Abstract

There is an unnoticed parallelism between what has been called the concessive future (Sarà un professore universitario ma sicuramente è un idiota)1 in the literature on some Romance languages (and Italian in particular), and what has been labeled ‘speech act modality’ (He may be a university professor, but he sure is dumb; Sweetser, 1990: 70) in the literature on English modals.
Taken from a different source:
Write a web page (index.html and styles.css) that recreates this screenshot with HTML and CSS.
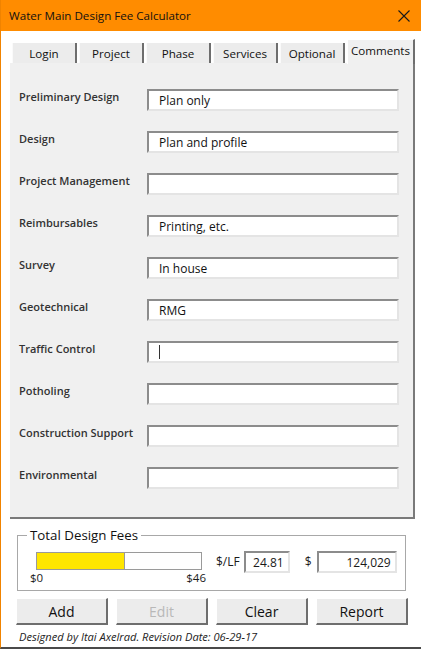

In these parallel literatures, the idea is advanced that the future tense and the English modals may/might are concessive in that they ‘concede’ to the addressee that p is true and they thus convey ‘distancing’.Establishing a connection with irrelevance conditionals (König, 1986 and subsequent literature), we propose a different unified view of these phenomena cross-linguistically, which grounds in the existential epistemic modal semantics of both the future tense in Italian and the epistemic modal in English (and French peut-être) their capacity of enhancing a concessive interpretation in discourse and in particular in an adversative construction.We capitalize on their alternative semantics, as well as on the interaction between the alternatives and the adversative, and propose an account in which distancing is the pragmatic counterpart of the dismissal of a premise that leads to an inconsistency in a pragmatic reasoning per absurdum. We will spell out a variety of pragmatic effects, which have been previously gathered under the label ‘distancing’ and which correspond, in our analysis, to different strategies to repair the absurdum.